No age limit for physical activity
There is no age limit when it comes to physical activity. Just because a person ages does not mean he or she must become inactive.
The older a person gets, the more important it is to remain as physically active as possible, said Jan Johnston, Oklahoma State University Cooperative Extension gerontology specialist.
"Individuals who have been physically active throughout their lives should remain active," Johnston said. "Even those who did not exercise on a regular basis can still improve their overall physical fitness. Most seniors, even those with illnesses or disabilities, can take part in a moderate exercise program."
It is important for everyone to keep in mind that regular physical activity will help a person live a life that is full of energy and excitement.

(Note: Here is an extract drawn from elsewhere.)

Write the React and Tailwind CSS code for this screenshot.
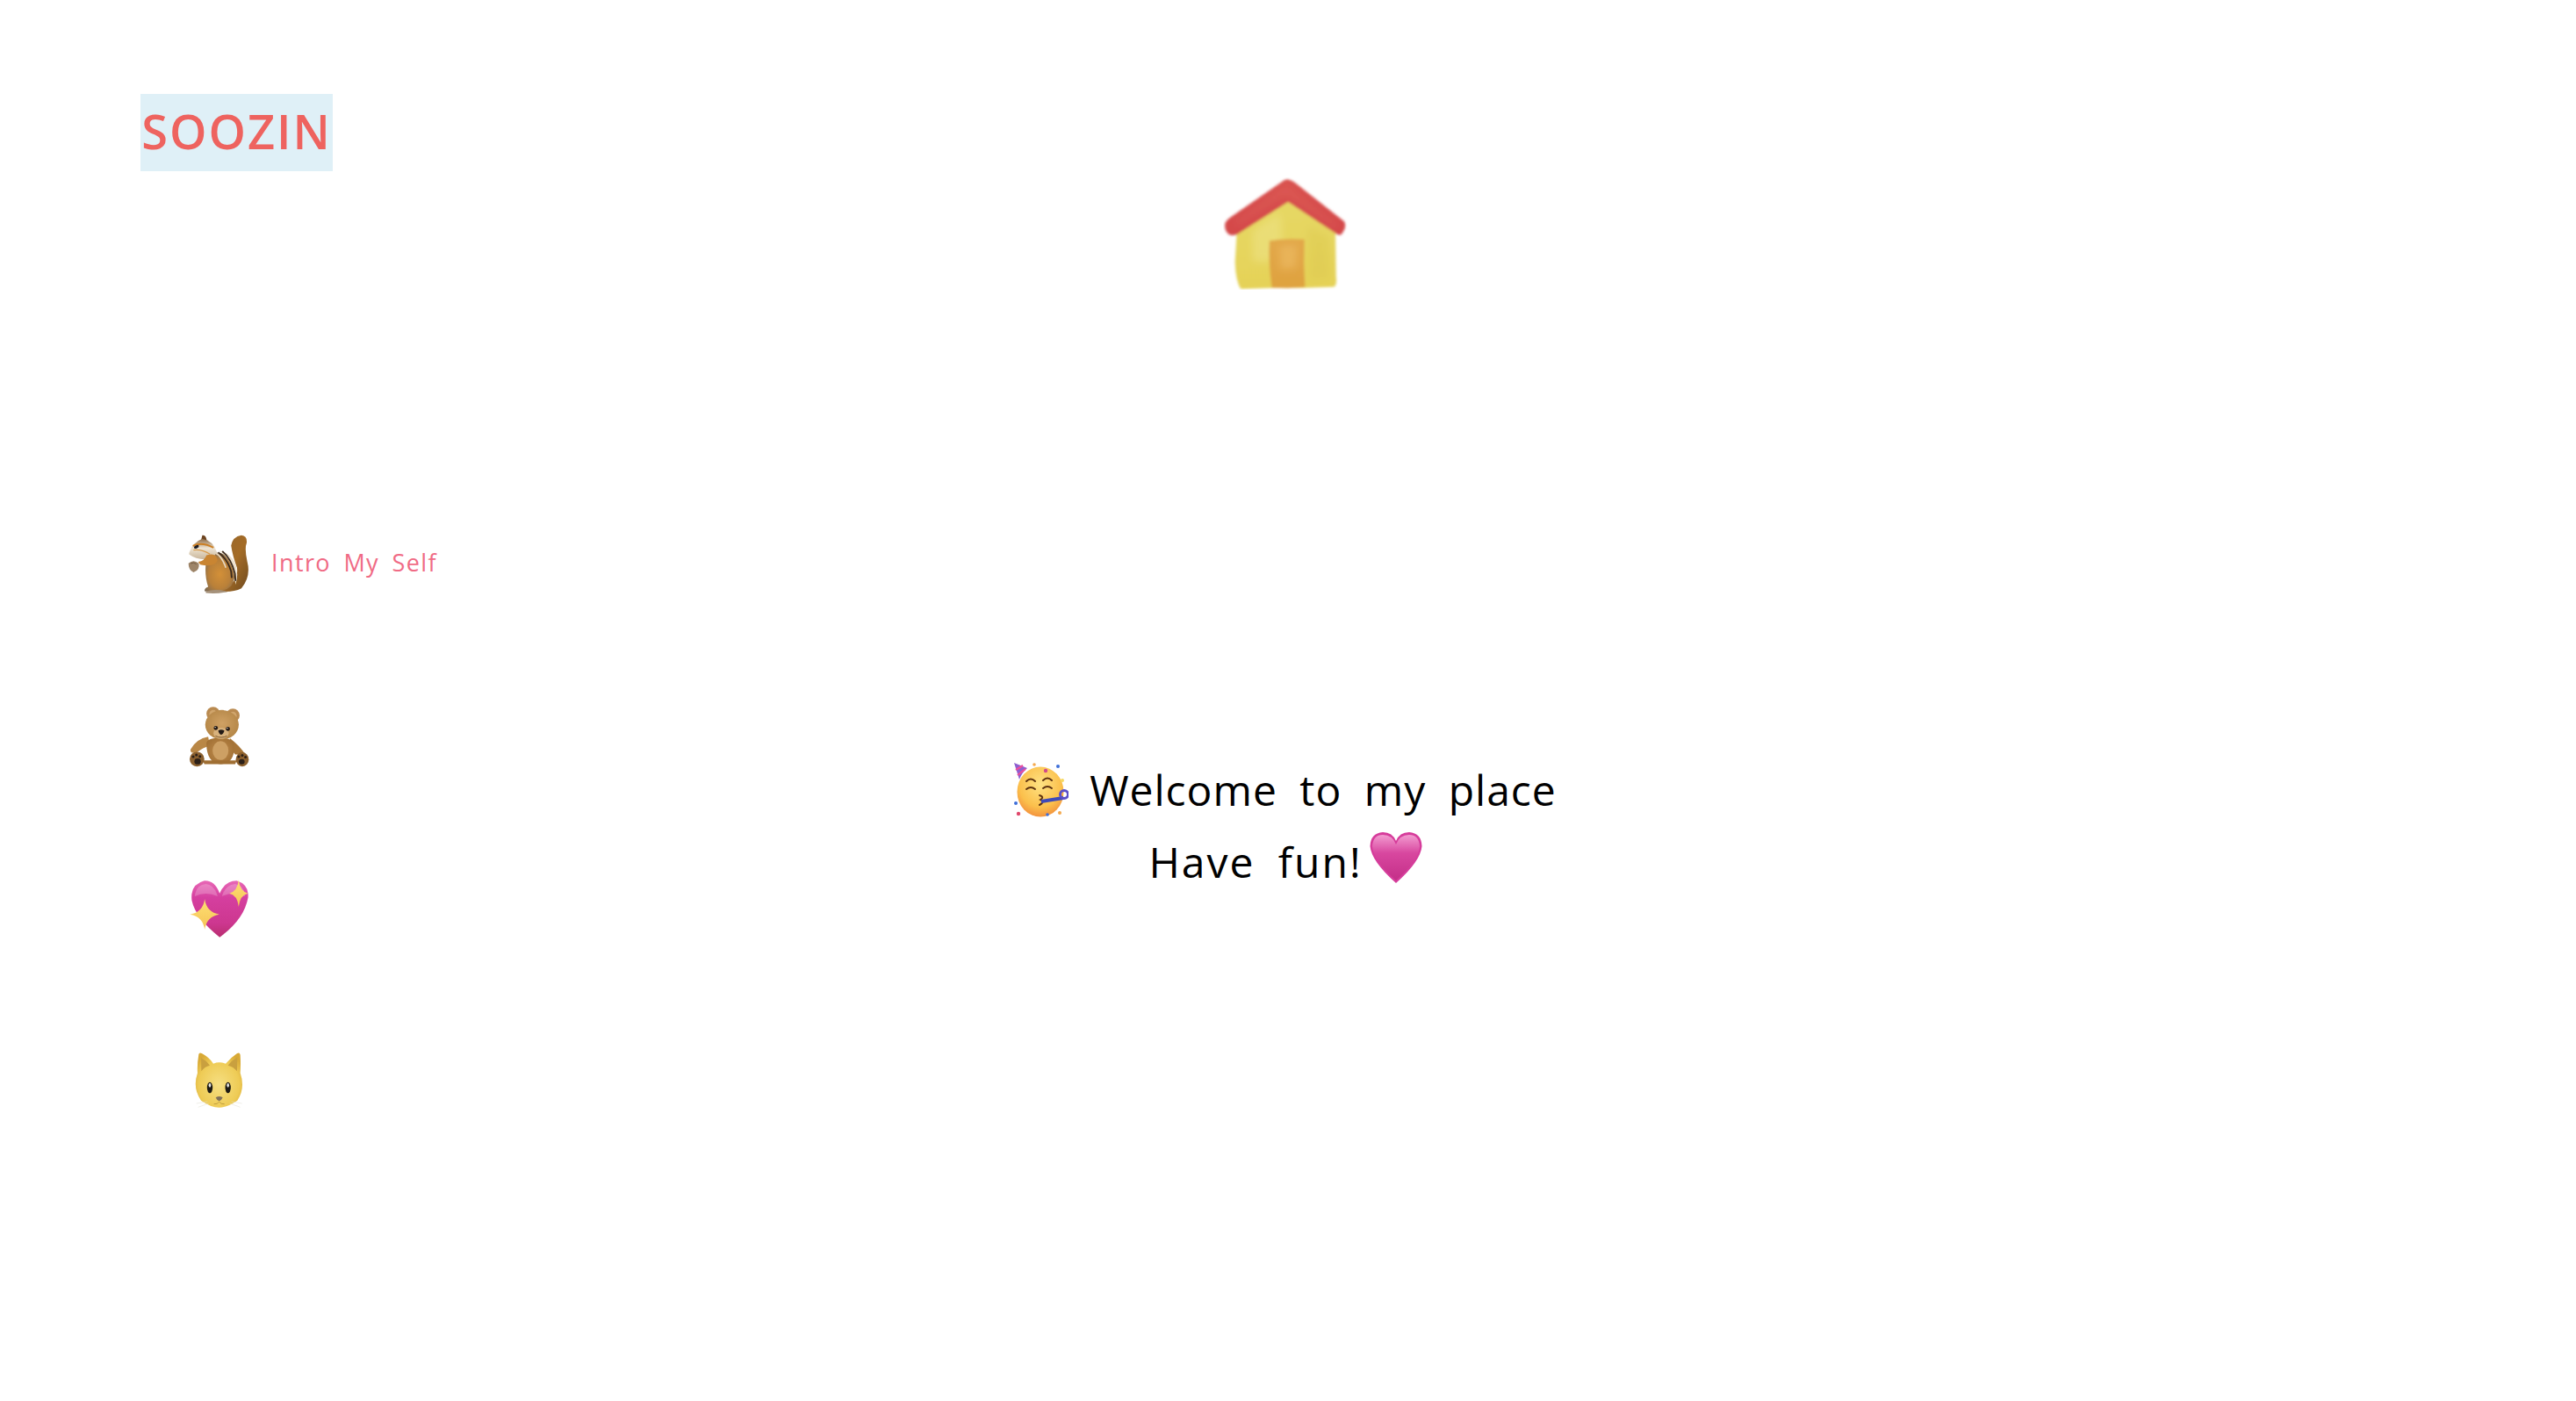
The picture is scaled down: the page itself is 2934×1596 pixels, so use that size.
const FONT = "font-['Open_Sans','Liberation_Sans',sans-serif]";

function House() {
  return (
    <svg viewBox="70 35 425 385" className="w-[142px] h-[128px] block">
      <defs>
        <filter id="hb" x="-5%" y="-5%" width="110%" height="110%"><feGaussianBlur stdDeviation="4" /></filter>
        <filter id="hb2" x="-30%" y="-30%" width="160%" height="160%"><feGaussianBlur stdDeviation="12" /></filter>
        <linearGradient id="hw" x1="0" y1="0" x2="0" y2="1"><stop offset="0" stopColor="#e6d865" /><stop offset="1" stopColor="#e5d257" /></linearGradient>
        <linearGradient id="hd" x1="0" y1="0" x2="0" y2="1"><stop offset="0" stopColor="#e2a84a" /><stop offset="1" stopColor="#dfa23f" /></linearGradient>
        <linearGradient id="hr" x1="0" y1="0" x2="0" y2="1"><stop offset="0" stopColor="#d9524f" /><stop offset="1" stopColor="#d34749" /></linearGradient>
      </defs>
      <g filter="url(#hb)">
        <path d="M116 222 L288 112 L454 225 L456 375 Q460 402 450 410 L340 414 L240 414 L130 418 Q112 390 110 325 Z" fill="url(#hw)" />
        <path d="M170 220 Q230 175 265 160 L275 300 Q215 340 170 320 Z" fill="#efe58c" opacity=".5" filter="url(#hb2)" />
        <path d="M360 200 L430 240 L435 380 L365 390 Z" fill="#d9c44c" opacity=".35" filter="url(#hb2)" />
        <path d="M228 252 Q290 243 348 248 Q344 330 350 411 L290 415 L236 413 Q224 330 228 252 Z" fill="url(#hd)" />
        <path d="M262 270 L322 268 L320 345 L266 350 Z" fill="#eebd68" opacity=".6" filter="url(#hb2)" />
        <path d="M288 42 Q303 44 320 57 L484 186 Q495 205 474 231 Q461 235 450 224 L292 119 L130 222 Q106 240 88 230 Q71 214 77 190 Q85 177 100 168 L270 51 Q278 43 288 42 Z" fill="url(#hr)" />
        <path d="M115 195 L285 78 L458 205" fill="none" stroke="#e56f66" strokeWidth="12" opacity=".45" filter="url(#hb2)" />
      </g>
    </svg>
  );
}

function Chipmunk() {
  return (
    <svg viewBox="40 55 215 205" className="w-[72px] h-[69px] block">
      <defs>
        <linearGradient id="ct" x1="0" y1="0" x2="1" y2="1"><stop offset="0" stopColor="#94652a" /><stop offset=".5" stopColor="#a46c28" /><stop offset="1" stopColor="#6f4a1e" /></linearGradient>
        <radialGradient id="cb" cx=".5" cy=".55" r=".6"><stop offset="0" stopColor="#d39038" /><stop offset=".6" stopColor="#b98039" /><stop offset="1" stopColor="#7f6a50" /></radialGradient>
        <linearGradient id="ch" x1="0" y1="0" x2="0" y2="1"><stop offset="0" stopColor="#8d6b45" /><stop offset=".45" stopColor="#eee4d2" /><stop offset="1" stopColor="#c9b69b" /></linearGradient>
        <filter id="cs"><feGaussianBlur stdDeviation="1" /></filter>
      </defs>
      <path d="M190 95 Q195 65 225 60 Q245 62 243 85 Q235 105 245 150 Q258 200 225 240 Q195 255 150 250 L185 225 Q215 215 210 170 Q195 130 190 95 Z" fill="url(#ct)" filter="url(#cs)" />
      <path d="M108 125 Q165 105 192 150 Q215 195 190 232 Q170 252 125 253 L100 250 Q98 240 112 235 Q96 190 108 125 Z" fill="url(#cb)" />
      <path d="M148 112 Q188 135 200 190 L205 228 Q218 190 202 150 Q182 118 148 112Z" fill="#efe3d0" />
      <path d="M146 118 Q176 138 190 182 L192 205" fill="none" stroke="#3a2a1d" strokeWidth="5.5" />
      <path d="M160 114 Q190 138 203 190 L205 215" fill="none" stroke="#3a2a1d" strokeWidth="5.5" />
      <path d="M134 118 Q160 132 172 170" fill="none" stroke="#e7d9c2" strokeWidth="5" />
      <path d="M104 250 Q140 240 178 252 Q140 260 104 256 Z" fill="#a5917a" />
      <path d="M92 60 Q106 57 108 84 L87 80 Z" fill="#6d4420" />
      <path d="M47 120 Q58 85 92 72 Q128 78 142 118 Q128 140 100 142 Q70 142 47 125 Z" fill="url(#ch)" />
      <path d="M60 96 Q90 80 130 102" fill="none" stroke="#cc7f24" strokeWidth="6" />
      <path d="M62 110 Q90 106 118 124" fill="none" stroke="#d89a4a" strokeWidth="4" />
      <ellipse cx="72" cy="99" rx="9" ry="5" fill="#1b1b22" transform="rotate(-25 72 99)" />
      <path d="M106 128 Q140 116 144 145 Q135 170 85 160 L78 150 Q100 148 106 128 Z" fill="#c98532" />
      <path d="M45 155 Q62 140 80 155 Q85 178 62 186 Q45 178 45 155 Z" fill="#9d8468" />
      <path d="M52 156 Q62 150 72 158" fill="none" stroke="#6d563e" strokeWidth="2.5" />
    </svg>
  );
}

function Bear() {
  return (
    <svg viewBox="42 40 206 208" className="w-[69px] h-[70px] block">
      <defs>
        <radialGradient id="bf" cx=".5" cy=".45" r=".65"><stop offset="0" stopColor="#cfa164" /><stop offset="1" stopColor="#b08242" /></radialGradient>
        <radialGradient id="bb" cx=".5" cy=".5" r=".6"><stop offset="0" stopColor="#c08d4f" /><stop offset="1" stopColor="#a06f33" /></radialGradient>
      </defs>
      <path d="M108 145 Q68 152 48 188 Q46 204 70 198 Q92 180 114 176 Z" fill="#b98746" />
      <path d="M182 150 Q215 175 234 205 L200 205 L178 180 Z" fill="#a87638" />
      <circle cx="125" cy="66" r="23" fill="#b98a50" /><circle cx="125" cy="67" r="13" fill="#d0a56c" />
      <circle cx="192" cy="72" r="23" fill="#b98a50" /><circle cx="192" cy="73" r="13" fill="#d0a56c" />
      <path d="M102 170 Q100 150 150 148 Q198 150 196 180 Q198 235 150 238 Q104 236 102 170 Z" fill="url(#bb)" />
      <ellipse cx="150" cy="192" rx="27" ry="32" fill="#cda064" />
      <ellipse cx="155" cy="104" rx="57" ry="50" fill="url(#bf)" />
      <ellipse cx="152" cy="133" rx="26" ry="19" fill="#d8b27d" />
      <circle cx="134" cy="115" r="7" fill="#241a14" /><circle cx="175" cy="118" r="7" fill="#241a14" />
      <circle cx="132" cy="113" r="2" fill="#fff" /><circle cx="173" cy="116" r="2" fill="#fff" />
      <path d="M142 124 Q152 118 163 124 Q160 136 152 138 Q145 136 142 124 Z" fill="#221a16" />
      <path d="M133 142 Q152 152 172 142" fill="none" stroke="#6e4a22" strokeWidth="2.5" />
      <path d="M90 225 L205 225 L200 238 L95 238 Z" fill="#a06f33" />
      <ellipse cx="70" cy="221" rx="25" ry="25" fill="#8a5f2e" />
      <ellipse cx="224" cy="222" rx="22" ry="24" fill="#8a5f2e" />
      <ellipse cx="72" cy="229" rx="11" ry="10" fill="#2c2018" /><ellipse cx="222" cy="230" rx="10" ry="9" fill="#2c2018" />
      <circle cx="57" cy="213" r="4.5" fill="#2c2018" /><circle cx="68" cy="207" r="4.5" fill="#2c2018" /><circle cx="80" cy="212" r="4.5" fill="#2c2018" />
      <circle cx="212" cy="213" r="4.5" fill="#2c2018" /><circle cx="224" cy="208" r="4.5" fill="#2c2018" /><circle cx="235" cy="214" r="4.5" fill="#2c2018" />
    </svg>
  );
}

function Sparkle({ cx, cy, rx, ry, id }) {
  const k = 0.13;
  return (
    <path
      d={`M${cx} ${cy - ry} Q${cx + rx * k} ${cy - ry * k} ${cx + rx} ${cy} Q${cx + rx * k} ${cy + ry * k} ${cx} ${cy + ry} Q${cx - rx * k} ${cy + ry * k} ${cx - rx} ${cy} Q${cx - rx * k} ${cy - ry * k} ${cx} ${cy - ry} Z`}
      fill={`url(#${id})`}
    />
  );
}

function SparkleHeart() {
  return (
    <svg viewBox="42 630 206 204" className="w-[69px] h-[68px] block">
      <defs>
        <linearGradient id="sh" x1="0" y1="0" x2="0" y2="1"><stop offset="0" stopColor="#e868b6" /><stop offset=".3" stopColor="#d53f9f" /><stop offset=".75" stopColor="#cd3790" /><stop offset="1" stopColor="#b92e70" /></linearGradient>
        <linearGradient id="ss" x1="0" y1="0" x2="0" y2="1"><stop offset="0" stopColor="#fde073" /><stop offset="1" stopColor="#f6c356" /></linearGradient>
      </defs>
      <path d="M147 830 Q65 765 52 705 Q45 650 95 637 Q130 635 147 680 Q165 638 205 637 Q248 650 244 695 Q230 770 147 830 Z" fill="url(#sh)" />
      <path d="M62 690 Q66 650 100 648 Q130 652 140 690 Q100 672 62 690 Z M155 690 Q165 652 200 648 Q232 655 234 690 Q195 672 155 690 Z" fill="#fff" opacity=".22" />
      <Sparkle cx={96} cy={752} rx={50} ry={52} id="ss" />
      <Sparkle cx={212} cy={680} rx={32} ry={46} id="ss" />
    </svg>
  );
}

function Cat() {
  return (
    <svg viewBox="65 55 165 195" className="w-[55px] h-[65px] block">
      <defs>
        <radialGradient id="cf" cx=".5" cy=".58" r=".62"><stop offset="0" stopColor="#f6df82" /><stop offset=".7" stopColor="#eecb55" /><stop offset="1" stopColor="#d8a936" /></radialGradient>
      </defs>
      <path d="M78 64 Q80 56 90 62 Q115 76 128 96 Q148 88 170 96 Q190 74 208 62 Q218 56 220 66 Q222 100 220 128 Q238 180 210 222 Q175 246 148 246 Q120 246 86 222 Q56 180 74 128 Q72 100 78 64 Z" fill="url(#cf)" />
      <path d="M86 76 Q105 86 116 102 Q98 106 87 122 Z M210 74 Q190 86 178 102 Q196 106 209 122 Z" fill="#c9a03f" />
      <ellipse cx="116" cy="178" rx="9.5" ry="19" fill="#1d1a14" /><ellipse cx="178" cy="178" rx="9.5" ry="19" fill="#1d1a14" />
      <ellipse cx="116" cy="170" rx="4" ry="7" fill="#e6e6e6" /><ellipse cx="178" cy="170" rx="4" ry="7" fill="#e6e6e6" />
      <path d="M136 212 Q148 204 160 212 Q156 222 148 224 Q140 222 136 212 Z" fill="#80705a" />
      <path d="M130 234 Q142 236 148 226 Q154 236 166 234" fill="none" stroke="#a98532" strokeWidth="2" />
      <path d="M70 232 L108 226 M76 245 L112 232 M226 232 L190 226 M220 245 L184 232" stroke="#e3e0d4" strokeWidth="1.6" />
    </svg>
  );
}

function Party() {
  return (
    <svg viewBox="0 0 62 62" className="w-[62px] h-[62px] block">
      <defs>
        <radialGradient id="pf" cx=".5" cy=".35" r=".7"><stop offset="0" stopColor="#fee283" /><stop offset=".65" stopColor="#fbc04c" /><stop offset="1" stopColor="#f1883a" /></radialGradient>
      </defs>
      <ellipse cx="30" cy="33" rx="26.5" ry="28.5" fill="url(#pf)" />
      <path d="M0 0 L15 6 Q9 11 6 19 Z" fill="#8e5fd0" />
      <path d="M2 8 L10 3 M4 14 L13 7" stroke="#ec4f9c" strokeWidth="2.2" />
      <path d="M14 21 Q19 16 24 21 M33 20 Q38 15 43 20" fill="none" stroke="#5e3310" strokeWidth="2" strokeLinecap="round" />
      <path d="M14 30 Q19 26 24 30 M33 29 Q38 25 43 29" fill="none" stroke="#5e3310" strokeWidth="2" strokeLinecap="round" />
      <path d="M29 37 Q35 39 30 42 Q35 45 29 48" fill="none" stroke="#5e3310" strokeWidth="2" strokeLinecap="round" />
      <path d="M31 44 L56 40" stroke="#3f4ab8" strokeWidth="4" />
      <circle cx="57" cy="36" r="4.5" fill="none" stroke="#5b50c8" strokeWidth="3" />
      <circle cx="50" cy="4" r="2" fill="#3f6fd8" /><circle cx="36" cy="9" r="2.2" fill="#d14b8c" />
      <circle cx="23" cy="2" r="1.8" fill="#f4a94e" /><circle cx="2" cy="46" r="2" fill="#3f6fd8" />
      <circle cx="5" cy="58" r="2.2" fill="#e0486c" /><circle cx="52" cy="57" r="2" fill="#f4a94e" />
      <circle cx="38" cy="59" r="1.8" fill="#3f6fd8" /><circle cx="55" cy="20" r="2" fill="#f6d860" />
    </svg>
  );
}

function PinkHeart() {
  return (
    <svg viewBox="0 0 60 60" className="w-[60px] h-[60px] block">
      <defs>
        <linearGradient id="ph" x1="0" y1="0" x2="0" y2="1"><stop offset="0" stopColor="#f29bd0" /><stop offset=".4" stopColor="#d8479f" /><stop offset="1" stopColor="#c42f88" /></linearGradient>
      </defs>
      <path d="M30 59 Q2 34 0.5 17 Q1 2 15 1 Q26 1 30 11 Q34 1 45 1 Q59 2 59.5 17 Q58 34 30 59 Z" fill="#d63c9b" />
      <path d="M30 56 Q4 33 3 17 Q4 4 15 4 Q26 4 30 15 Q34 4 45 4 Q56 4 57 17 Q56 33 30 56 Z" fill="url(#ph)" />
    </svg>
  );
}

const items = [
  { icon: <Chipmunk />, label: "Intro My Self" },
  { icon: <Bear /> },
  { icon: <SparkleHeart /> },
  { icon: <Cat /> },
];

export default function App() {
  return (
    <div className={`min-h-screen bg-white ${FONT}`}>
      <header className="pt-[107px] pl-[160px]">
        <div className="w-[219px] h-[88px] bg-[#dff0f7] flex items-center justify-center text-[#ee635f] text-[54px] font-semibold leading-none tracking-[2px] pb-1">
          SOOZIN
        </div>
      </header>
      <div className="grid grid-cols-[1fr_auto_1fr]">
        <nav className="pt-[413px] pl-[213px] flex flex-col gap-[127px]">
          {items.map((it, i) => (
            <div key={i} className="flex items-center h-[69px]">
              <div className="w-[72px] flex justify-center shrink-0">{it.icon}</div>
              {it.label && (
                <span className="ml-6 -mt-1 text-[#f06b85] text-[27px] font-medium tracking-[1.4px] [word-spacing:6px] leading-none whitespace-nowrap">
                  {it.label}
                </span>
              )}
            </div>
          ))}
        </nav>
        <main className="flex flex-col items-center pt-[7px] -translate-x-[3px]">
          <House />
          <div className="mt-[529px] text-black text-[48px] font-medium leading-[82px] text-center whitespace-nowrap">
            <div className="flex items-center justify-center h-[82px] tracking-[1px] [word-spacing:12px]">
              <Party />
              <span className="ml-6">Welcome to my place</span>
            </div>
            <div className="flex items-center justify-center h-[82px] tracking-[2px] [word-spacing:12px]">
              <span>Have fun!</span>
              <span className="ml-[8px] -translate-y-[5px]"><PinkHeart /></span>
            </div>
          </div>
        </main>
        <div />
      </div>
    </div>
  );
}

Johnston recommends anyone starting an exercise routine to first check with his or her doctor.
"Unless your doctor advises against it, regular exercise may be even more helpful for some health problems," she said. "If a person was active in their younger years, it's easier to maintain one's physical and mental status."
Regular physical activity can increase muscle tone, heart strength, flexibility, lung strength, efficiency of insulin and longevity.
Exercise tends to decrease heart rate, depression, risk of osteoporosis, social isolation, blood pressure, obesity, body fat, constipation and blood levels of triglycerides, total cholesterol and low-density lipoprotein cholesterol.
Many older people may wonder how to begin an exercise program once they have been given the OK by their physician.
Johnston said there are many types of exercises. One of the simplest forms is walking. This is an activity that is practical and almost anyone can enjoy. Another great benefit is that it is practically free. All a person needs is a good, sturdy pair of walking shoes and a pair of thick athletic socks.
"Many enclosed shopping centers welcome walkers in the mornings before the stores open," she said. "This provides you with a safe environment in which to walk."
Sports clubs, gyms and fitness centers offer other forms of exercise. They may even offer special times or classes geared toward older individuals. Keep in mind there is some sort of fee attached to these venues.
"When it comes to exercise, you have to be your own judge. Choose those exercises which you can handle without overexerting or straining yourself," Johnston said. "Select activities you enjoy so you're more likely to stick to an exercise program."
Individuals who may have physical limitations can still participate in various activities. Try sitting in a chair and lifting one-pound hand weights. If you do not have hand weights, lift 16-ounce cans of vegetables. Even a little bit of extra weight can add resistance and help build muscle tone.
Keep in mind that exercise does not have to mean only jogging or aerobics. Golf and bowling are great forms of physical activity.
"These types of activities are not only beneficial from a health standpoint, but they also increase your social life as well," she said. "A balance of activity that increases your heart rate, coupled with social physical activities, can lead to a program most older citizens can stick to for a healthy lifestyle."